EXERCISE BRIEF: Output every line below exactly.

--- Start SOURCE MATERIAL ---

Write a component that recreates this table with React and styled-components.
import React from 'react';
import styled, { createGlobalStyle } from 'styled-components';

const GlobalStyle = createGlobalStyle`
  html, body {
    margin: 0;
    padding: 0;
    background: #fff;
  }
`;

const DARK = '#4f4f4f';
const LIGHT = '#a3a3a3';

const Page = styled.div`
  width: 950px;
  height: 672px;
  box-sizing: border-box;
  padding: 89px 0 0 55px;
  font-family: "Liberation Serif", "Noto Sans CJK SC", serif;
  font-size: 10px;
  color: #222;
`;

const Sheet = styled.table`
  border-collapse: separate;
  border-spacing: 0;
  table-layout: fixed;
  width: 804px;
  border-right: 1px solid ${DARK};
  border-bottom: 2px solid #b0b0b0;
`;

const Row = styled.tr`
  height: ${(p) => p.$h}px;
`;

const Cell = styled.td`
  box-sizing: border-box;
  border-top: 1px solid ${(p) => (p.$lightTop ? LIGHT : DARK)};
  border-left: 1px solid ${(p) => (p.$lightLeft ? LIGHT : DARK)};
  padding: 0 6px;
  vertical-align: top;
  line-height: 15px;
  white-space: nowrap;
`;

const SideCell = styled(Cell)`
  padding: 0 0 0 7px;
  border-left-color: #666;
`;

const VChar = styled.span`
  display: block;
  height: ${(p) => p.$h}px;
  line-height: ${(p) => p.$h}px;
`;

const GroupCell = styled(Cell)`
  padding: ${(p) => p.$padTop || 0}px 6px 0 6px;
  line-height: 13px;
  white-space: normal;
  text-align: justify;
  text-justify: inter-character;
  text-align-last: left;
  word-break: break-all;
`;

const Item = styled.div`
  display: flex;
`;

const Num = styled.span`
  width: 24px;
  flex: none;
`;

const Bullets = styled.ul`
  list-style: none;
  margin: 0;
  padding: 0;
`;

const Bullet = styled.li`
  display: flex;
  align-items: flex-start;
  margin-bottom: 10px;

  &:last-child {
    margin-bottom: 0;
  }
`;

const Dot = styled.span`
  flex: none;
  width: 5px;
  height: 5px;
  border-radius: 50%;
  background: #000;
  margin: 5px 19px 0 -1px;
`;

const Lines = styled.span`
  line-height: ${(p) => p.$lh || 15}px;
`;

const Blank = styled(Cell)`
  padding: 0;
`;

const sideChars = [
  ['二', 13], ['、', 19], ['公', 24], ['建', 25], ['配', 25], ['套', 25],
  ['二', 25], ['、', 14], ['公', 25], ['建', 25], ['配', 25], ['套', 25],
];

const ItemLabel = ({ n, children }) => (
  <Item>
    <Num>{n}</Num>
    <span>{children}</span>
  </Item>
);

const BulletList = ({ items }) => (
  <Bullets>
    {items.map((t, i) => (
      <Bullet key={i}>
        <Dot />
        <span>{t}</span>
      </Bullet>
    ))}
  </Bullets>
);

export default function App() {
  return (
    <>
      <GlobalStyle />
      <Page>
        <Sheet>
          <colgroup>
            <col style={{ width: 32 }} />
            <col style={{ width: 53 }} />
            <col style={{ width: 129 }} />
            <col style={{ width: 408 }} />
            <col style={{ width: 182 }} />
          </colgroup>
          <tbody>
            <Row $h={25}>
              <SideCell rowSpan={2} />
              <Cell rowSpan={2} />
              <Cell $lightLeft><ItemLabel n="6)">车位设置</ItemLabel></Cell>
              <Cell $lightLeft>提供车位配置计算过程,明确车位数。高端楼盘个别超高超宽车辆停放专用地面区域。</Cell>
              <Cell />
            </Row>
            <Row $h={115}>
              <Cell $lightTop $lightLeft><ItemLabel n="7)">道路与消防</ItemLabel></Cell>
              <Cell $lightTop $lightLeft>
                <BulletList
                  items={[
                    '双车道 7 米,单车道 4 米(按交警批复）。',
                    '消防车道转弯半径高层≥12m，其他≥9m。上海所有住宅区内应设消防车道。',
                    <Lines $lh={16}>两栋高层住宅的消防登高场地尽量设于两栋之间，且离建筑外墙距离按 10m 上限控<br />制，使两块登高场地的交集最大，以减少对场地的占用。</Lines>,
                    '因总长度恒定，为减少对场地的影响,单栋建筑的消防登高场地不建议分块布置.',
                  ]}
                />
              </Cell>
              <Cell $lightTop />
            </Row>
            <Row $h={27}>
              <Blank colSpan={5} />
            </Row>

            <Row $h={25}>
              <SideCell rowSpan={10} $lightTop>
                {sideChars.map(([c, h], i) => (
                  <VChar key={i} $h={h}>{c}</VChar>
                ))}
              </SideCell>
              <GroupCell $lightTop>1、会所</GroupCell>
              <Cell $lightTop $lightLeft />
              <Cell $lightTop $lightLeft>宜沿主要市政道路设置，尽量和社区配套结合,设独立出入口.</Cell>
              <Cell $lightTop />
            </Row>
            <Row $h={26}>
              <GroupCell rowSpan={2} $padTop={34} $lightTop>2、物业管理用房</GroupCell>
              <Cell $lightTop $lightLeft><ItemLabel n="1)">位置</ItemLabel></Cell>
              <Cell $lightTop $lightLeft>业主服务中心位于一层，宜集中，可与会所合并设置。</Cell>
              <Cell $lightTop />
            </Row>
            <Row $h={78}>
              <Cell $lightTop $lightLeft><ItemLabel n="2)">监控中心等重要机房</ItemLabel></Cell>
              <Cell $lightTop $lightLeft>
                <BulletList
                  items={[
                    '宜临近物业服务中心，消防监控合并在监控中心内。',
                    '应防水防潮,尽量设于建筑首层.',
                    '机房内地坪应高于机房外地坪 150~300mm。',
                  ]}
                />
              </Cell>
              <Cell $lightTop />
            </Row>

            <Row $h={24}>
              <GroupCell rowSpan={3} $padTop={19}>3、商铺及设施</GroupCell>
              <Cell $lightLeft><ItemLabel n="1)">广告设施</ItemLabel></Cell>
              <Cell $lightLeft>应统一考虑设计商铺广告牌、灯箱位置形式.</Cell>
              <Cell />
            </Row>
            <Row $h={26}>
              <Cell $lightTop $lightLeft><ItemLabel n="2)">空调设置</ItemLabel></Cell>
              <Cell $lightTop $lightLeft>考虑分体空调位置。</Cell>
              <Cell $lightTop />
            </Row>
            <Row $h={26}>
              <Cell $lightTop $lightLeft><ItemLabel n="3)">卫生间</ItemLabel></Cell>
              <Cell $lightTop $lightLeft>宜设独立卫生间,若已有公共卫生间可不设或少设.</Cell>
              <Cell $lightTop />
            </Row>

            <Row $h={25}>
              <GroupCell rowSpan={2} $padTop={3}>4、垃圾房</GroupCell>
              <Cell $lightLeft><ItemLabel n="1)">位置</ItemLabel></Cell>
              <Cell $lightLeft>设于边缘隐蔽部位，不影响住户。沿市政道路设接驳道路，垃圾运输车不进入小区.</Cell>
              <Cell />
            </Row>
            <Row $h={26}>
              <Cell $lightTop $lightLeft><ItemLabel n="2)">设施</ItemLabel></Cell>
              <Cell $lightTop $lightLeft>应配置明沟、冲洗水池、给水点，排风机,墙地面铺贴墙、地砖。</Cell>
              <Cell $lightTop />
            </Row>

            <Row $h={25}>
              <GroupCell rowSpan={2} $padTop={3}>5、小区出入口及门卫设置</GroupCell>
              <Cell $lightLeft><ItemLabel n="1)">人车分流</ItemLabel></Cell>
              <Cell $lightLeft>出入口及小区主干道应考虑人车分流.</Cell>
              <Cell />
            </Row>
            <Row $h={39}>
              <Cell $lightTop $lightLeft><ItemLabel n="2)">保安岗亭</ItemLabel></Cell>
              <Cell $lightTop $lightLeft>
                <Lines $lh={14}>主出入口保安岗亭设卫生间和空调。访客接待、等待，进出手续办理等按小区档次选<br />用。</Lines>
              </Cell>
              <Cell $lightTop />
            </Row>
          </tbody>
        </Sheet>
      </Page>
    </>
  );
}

--- End SOURCE MATERIAL ---

COMPLETE OUTPUT:
Write a component that recreates this table with React and styled-components.
import React from 'react';
import styled, { createGlobalStyle } from 'styled-components';

const GlobalStyle = createGlobalStyle`
  html, body {
    margin: 0;
    padding: 0;
    background: #fff;
  }
`;

const DARK = '#4f4f4f';
const LIGHT = '#a3a3a3';

const Page = styled.div`
  width: 950px;
  height: 672px;
  box-sizing: border-box;
  padding: 89px 0 0 55px;
  font-family: "Liberation Serif", "Noto Sans CJK SC", serif;
  font-size: 10px;
  color: #222;
`;

const Sheet = styled.table`
  border-collapse: separate;
  border-spacing: 0;
  table-layout: fixed;
  width: 804px;
  border-right: 1px solid ${DARK};
  border-bottom: 2px solid #b0b0b0;
`;

const Row = styled.tr`
  height: ${(p) => p.$h}px;
`;

const Cell = styled.td`
  box-sizing: border-box;
  border-top: 1px solid ${(p) => (p.$lightTop ? LIGHT : DARK)};
  border-left: 1px solid ${(p) => (p.$lightLeft ? LIGHT : DARK)};
  padding: 0 6px;
  vertical-align: top;
  line-height: 15px;
  white-space: nowrap;
`;

const SideCell = styled(Cell)`
  padding: 0 0 0 7px;
  border-left-color: #666;
`;

const VChar = styled.span`
  display: block;
  height: ${(p) => p.$h}px;
  line-height: ${(p) => p.$h}px;
`;

const GroupCell = styled(Cell)`
  padding: ${(p) => p.$padTop || 0}px 6px 0 6px;
  line-height: 13px;
  white-space: normal;
  text-align: justify;
  text-justify: inter-character;
  text-align-last: left;
  word-break: break-all;
`;

const Item = styled.div`
  display: flex;
`;

const Num = styled.span`
  width: 24px;
  flex: none;
`;

const Bullets = styled.ul`
  list-style: none;
  margin: 0;
  padding: 0;
`;

const Bullet = styled.li`
  display: flex;
  align-items: flex-start;
  margin-bottom: 10px;

  &:last-child {
    margin-bottom: 0;
  }
`;

const Dot = styled.span`
  flex: none;
  width: 5px;
  height: 5px;
  border-radius: 50%;
  background: #000;
  margin: 5px 19px 0 -1px;
`;

const Lines = styled.span`
  line-height: ${(p) => p.$lh || 15}px;
`;

const Blank = styled(Cell)`
  padding: 0;
`;

const sideChars = [
  ['二', 13], ['、', 19], ['公', 24], ['建', 25], ['配', 25], ['套', 25],
  ['二', 25], ['、', 14], ['公', 25], ['建', 25], ['配', 25], ['套', 25],
];

const ItemLabel = ({ n, children }) => (
  <Item>
    <Num>{n}</Num>
    <span>{children}</span>
  </Item>
);

const BulletList = ({ items }) => (
  <Bullets>
    {items.map((t, i) => (
      <Bullet key={i}>
        <Dot />
        <span>{t}</span>
      </Bullet>
    ))}
  </Bullets>
);

export default function App() {
  return (
    <>
      <GlobalStyle />
      <Page>
        <Sheet>
          <colgroup>
            <col style={{ width: 32 }} />
            <col style={{ width: 53 }} />
            <col style={{ width: 129 }} />
            <col style={{ width: 408 }} />
            <col style={{ width: 182 }} />
          </colgroup>
          <tbody>
            <Row $h={25}>
              <SideCell rowSpan={2} />
              <Cell rowSpan={2} />
              <Cell $lightLeft><ItemLabel n="6)">车位设置</ItemLabel></Cell>
              <Cell $lightLeft>提供车位配置计算过程,明确车位数。高端楼盘个别超高超宽车辆停放专用地面区域。</Cell>
              <Cell />
            </Row>
            <Row $h={115}>
              <Cell $lightTop $lightLeft><ItemLabel n="7)">道路与消防</ItemLabel></Cell>
              <Cell $lightTop $lightLeft>
                <BulletList
                  items={[
                    '双车道 7 米,单车道 4 米(按交警批复）。',
                    '消防车道转弯半径高层≥12m，其他≥9m。上海所有住宅区内应设消防车道。',
                    <Lines $lh={16}>两栋高层住宅的消防登高场地尽量设于两栋之间，且离建筑外墙距离按 10m 上限控<br />制，使两块登高场地的交集最大，以减少对场地的占用。</Lines>,
                    '因总长度恒定，为减少对场地的影响,单栋建筑的消防登高场地不建议分块布置.',
                  ]}
                />
              </Cell>
              <Cell $lightTop />
            </Row>
            <Row $h={27}>
              <Blank colSpan={5} />
            </Row>

            <Row $h={25}>
              <SideCell rowSpan={10} $lightTop>
                {sideChars.map(([c, h], i) => (
                  <VChar key={i} $h={h}>{c}</VChar>
                ))}
              </SideCell>
              <GroupCell $lightTop>1、会所</GroupCell>
              <Cell $lightTop $lightLeft />
              <Cell $lightTop $lightLeft>宜沿主要市政道路设置，尽量和社区配套结合,设独立出入口.</Cell>
              <Cell $lightTop />
            </Row>
            <Row $h={26}>
              <GroupCell rowSpan={2} $padTop={34} $lightTop>2、物业管理用房</GroupCell>
              <Cell $lightTop $lightLeft><ItemLabel n="1)">位置</ItemLabel></Cell>
              <Cell $lightTop $lightLeft>业主服务中心位于一层，宜集中，可与会所合并设置。</Cell>
              <Cell $lightTop />
            </Row>
            <Row $h={78}>
              <Cell $lightTop $lightLeft><ItemLabel n="2)">监控中心等重要机房</ItemLabel></Cell>
              <Cell $lightTop $lightLeft>
                <BulletList
                  items={[
                    '宜临近物业服务中心，消防监控合并在监控中心内。',
                    '应防水防潮,尽量设于建筑首层.',
                    '机房内地坪应高于机房外地坪 150~300mm。',
                  ]}
                />
              </Cell>
              <Cell $lightTop />
            </Row>

            <Row $h={24}>
              <GroupCell rowSpan={3} $padTop={19}>3、商铺及设施</GroupCell>
              <Cell $lightLeft><ItemLabel n="1)">广告设施</ItemLabel></Cell>
              <Cell $lightLeft>应统一考虑设计商铺广告牌、灯箱位置形式.</Cell>
              <Cell />
            </Row>
            <Row $h={26}>
              <Cell $lightTop $lightLeft><ItemLabel n="2)">空调设置</ItemLabel></Cell>
              <Cell $lightTop $lightLeft>考虑分体空调位置。</Cell>
              <Cell $lightTop />
            </Row>
            <Row $h={26}>
              <Cell $lightTop $lightLeft><ItemLabel n="3)">卫生间</ItemLabel></Cell>
              <Cell $lightTop $lightLeft>宜设独立卫生间,若已有公共卫生间可不设或少设.</Cell>
              <Cell $lightTop />
            </Row>

            <Row $h={25}>
              <GroupCell rowSpan={2} $padTop={3}>4、垃圾房</GroupCell>
              <Cell $lightLeft><ItemLabel n="1)">位置</ItemLabel></Cell>
              <Cell $lightLeft>设于边缘隐蔽部位，不影响住户。沿市政道路设接驳道路，垃圾运输车不进入小区.</Cell>
              <Cell />
            </Row>
            <Row $h={26}>
              <Cell $lightTop $lightLeft><ItemLabel n="2)">设施</ItemLabel></Cell>
              <Cell $lightTop $lightLeft>应配置明沟、冲洗水池、给水点，排风机,墙地面铺贴墙、地砖。</Cell>
              <Cell $lightTop />
            </Row>

            <Row $h={25}>
              <GroupCell rowSpan={2} $padTop={3}>5、小区出入口及门卫设置</GroupCell>
              <Cell $lightLeft><ItemLabel n="1)">人车分流</ItemLabel></Cell>
              <Cell $lightLeft>出入口及小区主干道应考虑人车分流.</Cell>
              <Cell />
            </Row>
            <Row $h={39}>
              <Cell $lightTop $lightLeft><ItemLabel n="2)">保安岗亭</ItemLabel></Cell>
              <Cell $lightTop $lightLeft>
                <Lines $lh={14}>主出入口保安岗亭设卫生间和空调。访客接待、等待，进出手续办理等按小区档次选<br />用。</Lines>
              </Cell>
              <Cell $lightTop />
            </Row>
          </tbody>
        </Sheet>
      </Page>
    </>
  );
}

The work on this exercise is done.